Assim, a única razão que exclui, desde logo, a competência do Colectivo do n.º 3 do artigo 721-A do Código de Processo Civil é a desconformidade das decisões das instâncias.

Neste caso, os autos irão sempre à distribuição competindo ao M.º Conselheiro Relator decidir sobre a admissibilidade do recurso.

2 Relevância jurídica.

Considerando que existia, como de facto existe, uma situação de dupla conformidade, os recorrentes afirmaram pretender lançar mão da revista excepcional, invocando as alíneas a) e c) do n.º 1 do artigo 721-A do Código de Processo Civil.

Mas para tal teriam, em primeira linha, de invocar a relevância jurídica da “vexata quaestio” para, de seguida, a motivar, nos termos impostos pelo n.º 2 daquele preceito.

Crê-se, contudo, que não lograram a demonstração de se tratar de questão cuja importância justifique claramente a intervenção do Supremo Tribunal de Justiça, em termos de conseguir uma melhor aplicação do direito.

2.1 Vimos entendendo que a relevância jurídica inserível naquela alínea a) –  tema cuja reapreciação pelo Supremo Tribunal de Justiça “seja claramente necessária para uma melhor aplicação do direito” — implica que a questão se apresente com “um grau de complexidade superior ao comum dos problemas que se suscitam nos litígios que são apresentados nos tribunais” (...) sendo «matéria de grande importância para a comunidade, susceptível de se colocar repetidamente para ser resolvido em via judicial.” (P.° 3067/08 OYY LSB - A.S. 1); «que a questão sub judice surja como especialmente complexa e difícil, seja em razão de inovações no quadro legal, do uso de conceitos indeterminados, de remissões condicionadas à adaptabilidade a outra matéria das soluções da norma que funciona como supletiva e, em geral, quando o quadro legal suscite dúvidas profundas na doutrina e na jurisprudência.” (P.° 785/08 6TBOER.Ll.Sl); “uma questão de manifesta dificuldade e complexidade, cuja solução jurídica reclame aturado estudo e reflexão, seja porque se trata de questão nova que, à partida, se revela susceptível de provocar divergências por força da sua novidade e originalidade, que obrigam a operações exegéticas de elevado grau de dificuldade, susceptíveis de conduzir a decisões contraditórias.” (3401/08 — 2TBCSC.L1.S1); “tal relevância jurídica implica que esteja em causa uma questão de manifesta dificuldade e complexidade, para cuja solução jurídica se torne necessário um profundo e pormenorizado estudo e reflexão.” (P.° 1847/08 5TVLSB-A.L1.S1). (cfr.

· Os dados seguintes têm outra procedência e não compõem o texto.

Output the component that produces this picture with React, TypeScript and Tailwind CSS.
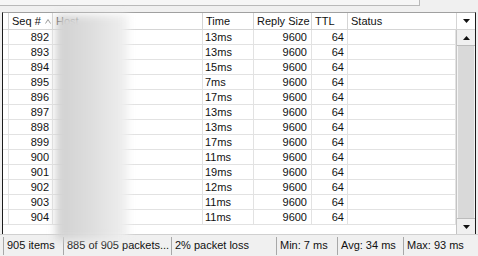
import React from "react";

const rows = [
  { seq: 892, time: "13ms" },
  { seq: 893, time: "13ms" },
  { seq: 894, time: "15ms" },
  { seq: 895, time: "7ms" },
  { seq: 896, time: "17ms" },
  { seq: 897, time: "13ms" },
  { seq: 898, time: "13ms" },
  { seq: 899, time: "17ms" },
  { seq: 900, time: "11ms" },
  { seq: 901, time: "19ms" },
  { seq: 902, time: "12ms" },
  { seq: 903, time: "11ms" },
  { seq: 904, time: "11ms" },
];

function Tri({ up }: { up?: boolean }) {
  return (
    <svg width="7" height="4" viewBox="0 0 7 4">
      <path d={up ? "M0 4 L3.5 0 L7 4 Z" : "M0 0 L7 0 L3.5 4 Z"} fill="#111" />
    </svg>
  );
}

export default function App() {
  const cell = "border-r border-[#e2e2e2] h-full flex items-center";
  return (
    <div
      className="relative w-[478px] h-[256px] overflow-hidden bg-[#f0f0f0] text-[11px] text-[#111]"
      style={{ fontFamily: '"Liberation Sans", Arial, sans-serif' }}
    >
      {/* top strip */}
      <div className="h-[12px]">
        <div className="w-[420px] h-[6px] bg-[#f6f6f6] border-b border-r border-[#b9b9b9]" />
      </div>

      {/* list */}
      <div className="ml-[2px] mr-[2px] h-[222px] flex border-l border-r border-[#1c1c1c] border-t border-t-[#a0a0a0] bg-white">
        <div className="w-[453px] flex flex-col">
          {/* header */}
          <div className="h-[17px] flex border-b border-[#d5d5d5] bg-white">
            <div className="w-[6px] border-r border-[#d5d5d5]" />
            <div className="w-[44px] border-r border-[#d5d5d5] flex items-center pl-[3px] gap-[4px]">
              <span>Seq #</span>
              <svg width="6" height="5" viewBox="0 0 6 5">
                <path d="M0.5 4.5 L3 0.5 L5.5 4.5" stroke="#9a9a9a" fill="none" />
              </svg>
            </div>
            <div className="w-[150px] border-r border-[#d5d5d5] flex items-center pl-[3px]">Host</div>
            <div className="w-[51px] border-r border-[#d5d5d5] flex items-center pl-[3px]">Time</div>
            <div className="w-[58px] border-r border-[#d5d5d5] flex items-center pl-[3px]">Reply Size</div>
            <div className="w-[36px] border-r border-[#d5d5d5] flex items-center pl-[3px]">TTL</div>
            <div className="flex-1 flex items-center pl-[3px]">Status</div>
          </div>
          {/* rows */}
          <div className="flex flex-col">
            {rows.map((r) => (
              <div key={r.seq} className="h-[15px] flex border-b border-[#e2e2e2]">
                <div className={`w-[6px] ${cell}`} />
                <div className={`w-[44px] ${cell} justify-end pr-[3px]`}>{r.seq}</div>
                <div className={`w-[150px] ${cell}`} />
                <div className={`w-[51px] ${cell} pl-[2px]`}>{r.time}</div>
                <div className={`w-[58px] ${cell} justify-end pr-[4px]`}>9600</div>
                <div className={`w-[36px] ${cell} justify-end pr-[3px]`}>64</div>
                <div className={`flex-1 ${cell}`} />
              </div>
            ))}
          </div>
        </div>

        {/* dropdown + scrollbar */}
        <div className="flex-1 flex flex-col">
          <div className="h-[17px] flex items-center justify-center border-b border-l border-[#d5d5d5] bg-white">
            <Tri />
          </div>
          <div className="flex-1 flex flex-col bg-[#d6d6d6] border-l border-[#c4c4c4]">
            <div className="h-[16px] flex items-center justify-center bg-[#f0f0f0] border-b border-[#bcbcbc]">
              <Tri up />
            </div>
            <div className="flex-1 bg-[#d9d9d9] border-x border-[#f4f4f4]" />
            <div className="h-[16px] flex items-center justify-center bg-[#f0f0f0] border-t border-[#bcbcbc]">
              <Tri />
            </div>
          </div>
        </div>
      </div>

      {/* status bar */}
      <div className="h-[22px] flex items-center pl-[3px] bg-[#f0f0f0] border-t border-[#d0d0d0]">
        <div className="w-[58px] h-[18px] flex items-center pl-[3px] border-l border-[#a8a8a8]">905 items</div>
        <div className="w-[106px] h-[18px] flex items-center pl-[3px] ml-[2px] border-l border-[#a8a8a8] whitespace-nowrap">885 of 905 packets...</div>
        <div className="w-[103px] h-[18px] flex items-center pl-[3px] ml-[2px] border-l border-[#a8a8a8] whitespace-nowrap">2% packet loss</div>
        <div className="w-[59px] h-[18px] flex items-center pl-[3px] ml-[2px] border-l border-[#a8a8a8] whitespace-nowrap">Min: 7 ms</div>
        <div className="w-[64px] h-[18px] flex items-center pl-[3px] ml-[2px] border-l border-[#a8a8a8] whitespace-nowrap">Avg: 34 ms</div>
        <div className="w-[72px] h-[18px] flex items-center pl-[3px] ml-[2px] border-l border-[#a8a8a8] whitespace-nowrap">Max: 93 ms</div>
      </div>

      {/* blurred host overlay */}
      <div className="absolute left-[56px] top-[15px] w-[72px] h-[225px] bg-gradient-to-r from-[#d0d0d0] via-[#dedede] to-[#f0f0f0] blur-[4px]" />
    </div>
  );
}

Ainda, e v. g. os P.°s 941/08.7BCBR.C1.Sl e 288/09.1TBES.B.G1.S1).

Ora, os recorrentes limitam-se a alegar para preencher este requisito que “o acórdão recorrido acolhe uma visão extremamente redutora do âmbito de aplicação do artigo 10.º, n.º 1 da Lei n.º 24/96”.

 E continuam:

“Embora reconheça que os direitos dos titulares de DRHP podem ser defendidos através da proposição de acções inibitórias, parece que o admite muito a custo, pois relega estas acções para o último lugar dos meios processuais admissíveis. Designadamente, afirma que os meios processuais mais adequados para a defesa dos direitos desses titulares, violados através de deliberações ilegais tomadas em assembleias gerais previstas no DL n.º 275/93, são as acções de anulação de deliberações e correlativos processos cautelares de suspensão dessas deliberações e acções de indemnização. Admite, é certo que seja possível o uso do procedimento cautelar inominado, por apenso à acção inibitória, mas em termos de, sempre que esteja em jogo a violação de direitos dos titulares de DRBP por parte do administrador do empreendimento e eles impliquem a produção de danos de natureza económica, para que se verifique o requisito ‘lesão grave e dificilmente reparável’, ser necessário que esses danos sejam de montante apreciável e que o causador dos danos não tenha capacidade económica para os ressarcir. Ora, esta visão das coisas ofende, de modo frontal e insofismável, o princípio consagrado no art° 52°, n° 3, alínea a), da Constituição da garantia de defesa dos direitos dos consumidores.”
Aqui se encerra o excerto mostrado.